We fail to remember the steadily advancing momentum of covenantal and Messianic promises that rolls through the Old Testament revelation. It’s like a drumbeat – He’s coming. He’s coming. He’s coming. He’s coming. He’s coming. We don’t think about the virgin’s miraculous pregnancy or that birth in the stable or the manger for His crib. We don’t think about the angelic message to the shepherds, the Magi from the East. All these accounts and so many more are stored up in our hearts and we bring them out every December. Most Christmas carols we can sing at least the first couple of lines of without even looking at the words. But do we treasure those accounts? Do we treasure those truths? Do we ponder them? Do we run through them in our heads? Do we mull over them? Do we listen to the carols that we sing? Those precious memories are the answer to the echo, “God is not good.” Those accounts of God’s amazing works to bring salvation to His people are the antidotes to our hopelessness with our own hope plays out and we know that it does.
What do we do when our own hope plays out? Look at how improbable for a Savior of the world to be born in a stable and not some great palace. A child whose death is sought by a ruthless king with all the resources of a great empire at his disposal. A Savior whose family subsists on the margins of society and can give Him none of the advantages that great leaders are supposed to have. And yet, God prevailed. Jesus conquered death and hell for all those who trust in His work to make them right with God. Yet God prevailed, and in His Son, “born of a woman, born under the Law, He redeemed those who were under the Law that we might receive adoption of sons, and by Him cry, ‘Abba! Father!’” Yet God prevailed and in Christ He reconciled the world to Himself. Here is the call of the Gospel – be reconciled to God! “For our sake, He made Him who knew no sin to be sin, so that in Him we might become the righteousness of God.” When our own hope plays out, look at all the hope that God has brought to light in Jesus Christ – His person, His coming, and His work.

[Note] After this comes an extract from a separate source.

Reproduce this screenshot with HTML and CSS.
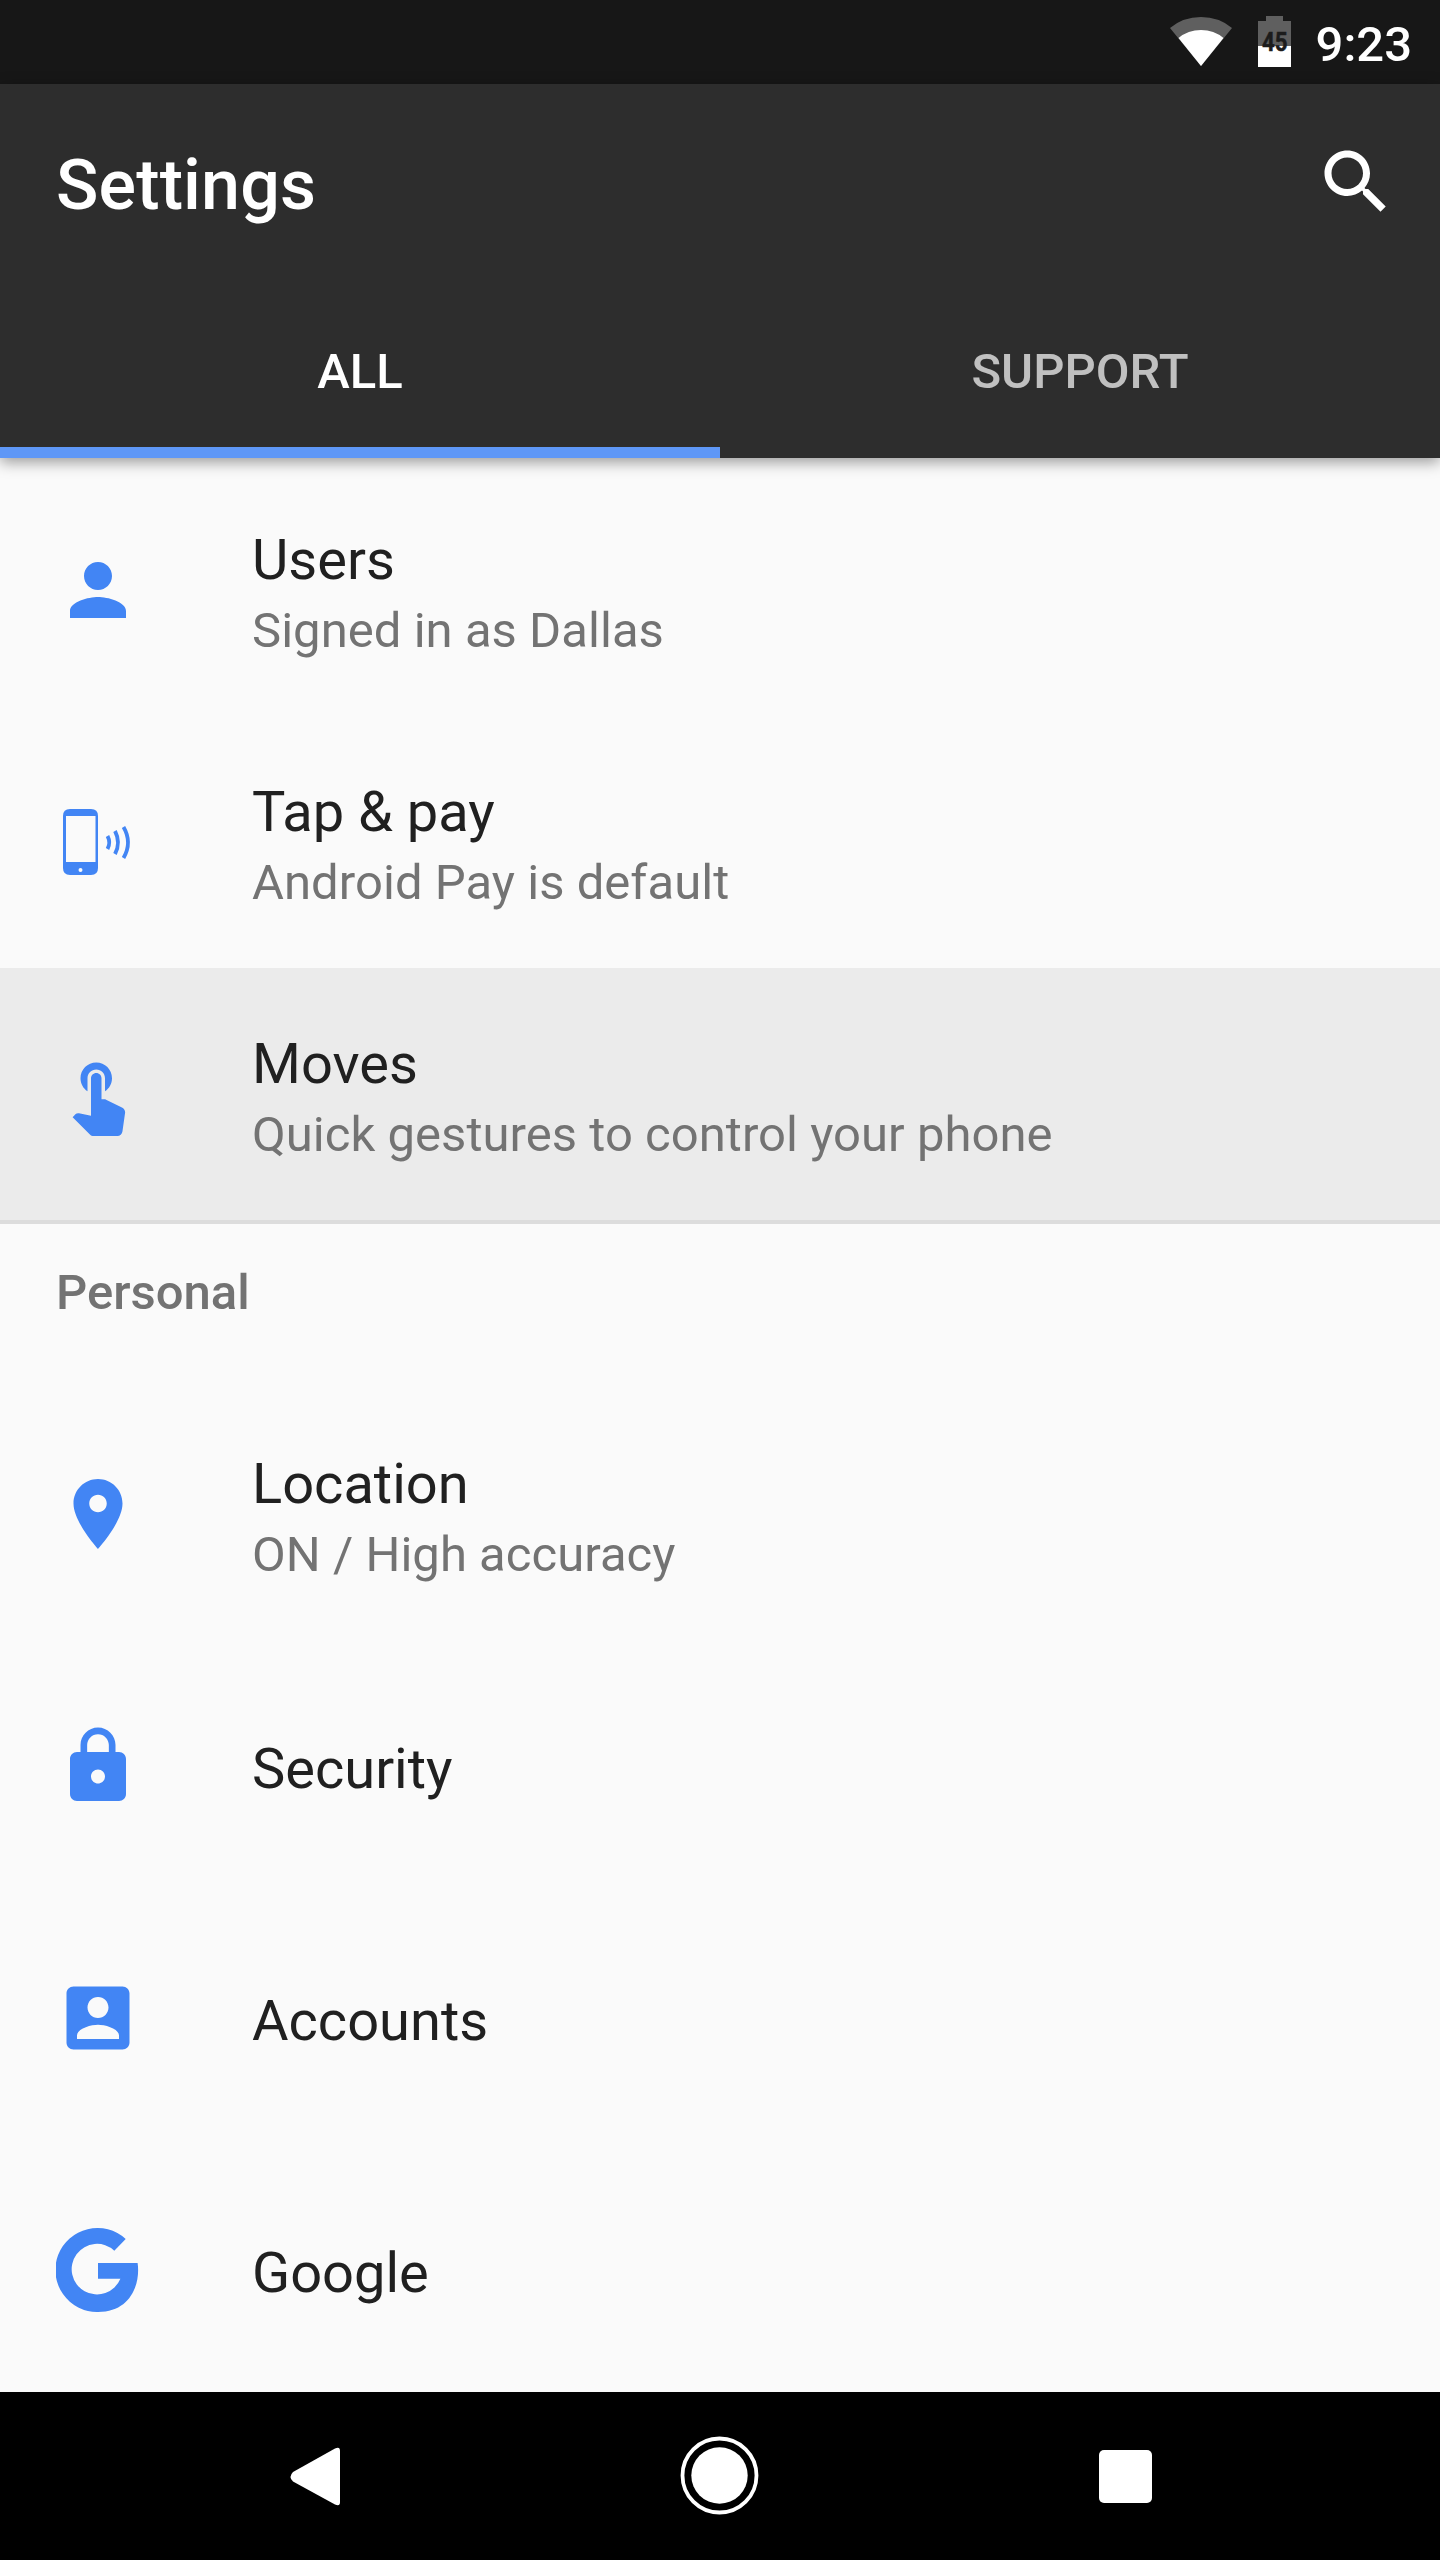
FILE: index.html
```html
<!DOCTYPE html>
<html lang="en">
<head>
<meta charset="utf-8">
<title>Settings</title>
<link rel="stylesheet" href="styles.css">
</head>
<body>
<div class="screen">
  <div class="status-bar">
    <svg class="wifi" viewBox="0 0 62 50" width="62" height="50">
      <path fill="#5f5f5f" d="M0 11Q13 0 31 0T62 11L31 49Z"/>
      <path fill="#fff" d="M8.5 21Q18 13 31 13T53.500 21L31 49Z"/>
    </svg>
    <svg class="battery" viewBox="0 0 33 51" width="33" height="51">
      <path fill="#5f5f5f" d="M8 0h17v5h8v26H0V5h8z"/>
      <path fill="#fff" d="M0 30h33v21H0z"/>
      <text class="battery-level" x="4" y="35" textLength="25.500" lengthAdjust="spacingAndGlyphs">45</text>
    </svg>
    <span class="clock">9:23</span>
  </div>

  <header class="header">
    <div class="toolbar">
      <h1 class="title">Settings</h1>
      <svg class="icon icon-search" viewBox="0 0 24 24"><path d="M15.5 14h-.79l-.28-.27C15.41 12.59 16 11.11 16 9.500 16 5.910 13.090 3 9.500 3S3 5.910 3 9.500 5.910 16 9.500 16c1.610 0 3.090-.59 4.230-1.570l.27.28v.79l5 4.990L20.490 19l-4.990-5zm-6 0C7.010 14 5 11.990 5 9.500S7.010 5 9.500 5 14 7.010 14 9.500 11.990 14 9.500 14z"/></svg>
    </div>
    <nav class="tabs">
      <div class="tab tab-active">ALL</div>
      <div class="tab">SUPPORT</div>
    </nav>
  </header>

  <main class="list">
    <div class="row">
      <svg class="icon" viewBox="0 0 24 24"><path d="M12 12c2.210 0 4-1.790 4-4s-1.790-4-4-4-4 1.790-4 4 1.790 4 4 4zm0 2c-2.670 0-8 1.340-8 4v2h16v-2c0-2.660-5.330-4-8-4z"/></svg>
      <div class="text"><div class="name">Users</div><div class="summary">Signed in as Dallas</div></div>
    </div>
    <div class="row">
      <svg class="icon" viewBox="0 0 84 84">
        <path fill-rule="evenodd" d="M14 9h21q7 0 7 7v52q0 7-7 7H14q-7 0-7-7V16q0-7 7-7zM10 16v46h29.500V16zM24.500 68a2 2 0 1 0 0 4 2 2 0 1 0 0-4z"/>
        <g class="waves"><path d="M51.500 36q3.500 6.500 0 13"/><path d="M59 31q6 11.500 0 23"/><path d="M67.500 27q9 15.500 0 31"/></g>
      </svg>
      <div class="text"><div class="name">Tap &amp; pay</div><div class="summary">Android Pay is default</div></div>
    </div>
    <div class="row row-pressed">
      <svg class="icon" viewBox="0 0 24 24"><path d="M9 11.240V7.500C9 6.120 10.120 5 11.500 5S14 6.120 14 7.500v3.740c1.210-.81 2-2.180 2-3.740C16 5.010 13.990 3 11.500 3S7 5.010 7 7.500c0 1.560.79 2.930 2 3.740zm9.840 4.630l-4.540-2.260c-.17-.07-.35-.11-.54-.11H13v-6c0-.83-.67-1.500-1.500-1.500S10 6.670 10 7.500v10.740l-3.430-.72c-.08-.01-.15-.03-.24-.03-.31 0-.59.13-.79.33l-.79.8 4.940 4.940c.27.27.65.44 1.060.44h6.790c.75 0 1.330-.55 1.440-1.280l.75-5.270c.01-.07.02-.14.02-.2 0-.62-.38-1.160-.91-1.380z"/></svg>
      <div class="text"><div class="name">Moves</div><div class="summary">Quick gestures to control your phone</div></div>
    </div>
    <h2 class="section">Personal</h2>
    <div class="row">
      <svg class="icon" viewBox="0 0 24 24"><path d="M12 2C8.130 2 5 5.130 5 9c0 5.250 7 13 7 13s7-7.750 7-13c0-3.870-3.130-7-7-7zm0 9.500c-1.380 0-2.500-1.120-2.500-2.500s1.120-2.500 2.500-2.500 2.500 1.120 2.500 2.500-1.120 2.500-2.500 2.500z"/></svg>
      <div class="text"><div class="name">Location</div><div class="summary">ON / High accuracy</div></div>
    </div>
    <div class="row">
      <svg class="icon" viewBox="0 0 24 24"><path d="M18 8h-1V6c0-2.760-2.240-5-5-5S7 3.240 7 6v2H6c-1.100 0-2 .9-2 2v10c0 1.100.9 2 2 2h12c1.100 0 2-.9 2-2V10c0-1.100-.9-2-2-2zm-6 9c-1.100 0-2-.9-2-2s.9-2 2-2 2 .9 2 2-.9 2-2 2zm3.100-9H8.900V6c0-1.710 1.390-3.100 3.100-3.100 1.710 0 3.100 1.390 3.100 3.100v2z"/></svg>
      <div class="text"><div class="name">Security</div></div>
    </div>
    <div class="row">
      <svg class="icon" viewBox="0 0 24 24"><path d="M3 5v14c0 1.100.89 2 2 2h14c1.100 0 2-.9 2-2V5c0-1.100-.9-2-2-2H5c-1.110 0-2 .9-2 2zm12 4c0 1.660-1.340 3-3 3s-3-1.340-3-3 1.340-3 3-3 3 1.340 3 3zm-9 8c0-2 4-3.100 6-3.100s6 1.100 6 3.100v1H6v-1z"/></svg>
      <div class="text"><div class="name">Accounts</div></div>
    </div>
    <div class="row">
      <svg class="icon" viewBox="0 0 84 84"><path d="M69.700 11L58.300 22.700A25.300 25.300 0 1 0 64.400 50.700H42V35H81.600C84.500 54 76 84 42 84A42 42 0 1 1 69.700 11z"/></svg>
      <div class="text"><div class="name">Google</div></div>
    </div>
  </main>

  <footer class="nav-bar">
    <svg viewBox="0 0 80 80" width="80" height="80"><path d="M18 36L60 12.500Q65 10 65 15V66Q65 71 60 68.500L18 45.500Q13 41 18 36z"/></svg>
    <svg viewBox="0 0 80 80" width="80" height="80"><circle cx="39.500" cy="39.500" r="37" fill="none" stroke="#fff" stroke-width="3.800"/><circle cx="39.500" cy="39.500" r="28.200"/></svg>
    <svg viewBox="0 0 80 80" width="80" height="80"><rect x="14" y="14" width="53" height="53" rx="5"/></svg>
  </footer>
</div>
</body>
</html>
```
FILE: styles.css
```css
* {
  box-sizing: border-box;
}

body {
  margin: 0;
  font-family: Roboto, sans-serif;
  background: #fafafa;
}

.screen {
  display: flex;
  flex-direction: column;
  width: 1440px;
  height: 2560px;
  overflow: hidden;
}

.status-bar {
  display: flex;
  flex: none;
  justify-content: flex-end;
  height: 84px;
  padding: 16px 28px 0 0;
  background: #171717;
}

.wifi {
  margin: 1px 26px 0 0;
}

.battery {
  margin-right: 25px;
}

.battery-level {
  font-size: 25px;
  font-weight: 700;
  fill: #1c1c1c;
  stroke: #1c1c1c;
  stroke-width: 0.5px;
}

.clock {
  color: #fff;
  font-size: 49px;
  font-weight: 500;
  line-height: 58px;
}

.header {
  position: relative;
  flex: none;
  height: 374px;
  background: #2d2d2d;
  box-shadow: 0 4px 14px rgba(0, 0, 0, 0.4);
}

.toolbar {
  display: flex;
  align-items: center;
  justify-content: space-between;
  height: 196px;
  padding: 0 42px 0 56px;
}

.title {
  margin: 0;
  padding-top: 6px;
  color: #fff;
  font-size: 70px;
  font-weight: 500;
  line-height: 82px;
  letter-spacing: 0.15px;
}

.icon {
  flex: none;
  width: 84px;
  height: 84px;
  fill: #4285f4;
}

.icon-search {
  fill: #fff;
}

.waves {
  fill: none;
  stroke: #4285f4;
  stroke-width: 3.8;
}

.tabs {
  display: grid;
  grid-template-columns: 1fr 1fr;
  height: 178px;
}

.tab {
  padding-top: 59px;
  border-bottom: 11px solid transparent;
  color: #c0c0c0;
  font-size: 49px;
  font-weight: 500;
  line-height: 66px;
  text-align: center;
}

.tab-active {
  border-color: #5e97f6;
  color: #fff;
}

.list {
  flex: 1;
  min-height: 0;
  padding-top: 6px;
  overflow: hidden;
}

.row {
  display: flex;
  gap: 112px;
  align-items: center;
  height: 252px;
  padding-left: 56px;
}

.row-pressed {
  background: #ebebeb;
}

.text {
  margin-top: 6px;
}

.name {
  color: #202020;
  font-size: 56px;
  line-height: 74px;
}

.summary {
  height: 66px;
  color: #737373;
  font-size: 49px;
  line-height: 68px;
  letter-spacing: 0.04px;
}

.section {
  height: 168px;
  margin: 0;
  padding: 36px 56px 0;
  border-top: 4px solid #dcdcdc;
  color: #737373;
  font-size: 49px;
  font-weight: 500;
  line-height: 66px;
}

.nav-bar {
  display: grid;
  flex: none;
  grid-template-columns: repeat(3, 405px);
  align-items: center;
  justify-content: center;
  justify-items: center;
  height: 168px;
  background: #000;
  fill: #fff;
}
```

Let’s unwrap Christmas again. Let’s unwrap Christmas again, and like Mary, treasure up, treasure up and ponder these miraculous, amazing events. Christian, when you treasure up these great moments of redemptive history as they are recorded for us in the Scriptures, will you let them break the hold of your native unbelief and strengthen your grip on the God who is good and reveals His goodness in Jesus Christ? Will you? Christian, will you do that? Some of us here maybe have not made up our minds about Christ. We’re here because maybe we want to know, somebody made us come this morning. Maybe it was family, peer pressure that brought us here this morning, and we have no interest in Christ. Non-believer, let me ask you – Will you hear the call of the Gospel? Be reconciled to God and embrace Christ by faith. Enjoy the rich blessing of adoption as the Father’s son or daughter through faith in the work of Christ to cleanse you of sin and make you right with Him. Will you do that? Will you consider the claims of Christ and consider all that God did to bring redemption to bear in a lost and dark world, keeping the promise He made for generations? Will you think of Christ? Will you embrace Him by faith?
For all of us, hear the inspired words of Paul the apostle. “What then shall we say to these things? If God is for us, who can be against us? He who did not spare His own Son, but gave Him up for us all, how will He not also graciously with Him give us all things?” Hear the goodness of God displayed in the Scriptures. Hear the greatness of God’s care and love and goodness. See it displayed in the person and work of Jesus Christ. Hear it and see it again in the miracles of Christmas that God is for us. Who can be against us? God has kept His promise, He has kept His covenant, the promise He made to Abraham – “In you, all the nations of the earth will be blessed.” We live in that day because of the great faithfulness of God, because of the great faithfulness of God and His love for His redeemed. Do you believe Him? Do you believe it? Is it too good to be true? It is too good, and it’s all true. It is too good and it’s all true.
May God bless us, everyone. Let’s go to Him in prayer.
Father, we give You thanks that You would rescue such as us. It wasn’t because we were the most numerous, it wasn’t because we were the most faithful, it wasn’t because we were anything but lost and dying that You rescued us, You kept Your promise, You sent the Redeemer. Father, enlighten our hearts with that miracle every day. Would we be like Mary, treasuring up these things in our hearts. Father, we need Your help. That’s more than we can do. We need Your help to do so. Indeed, help us now. We thank You, our Father. We make our prayer in Jesus’ name and for His sake. And all God’s people said, “Amen.”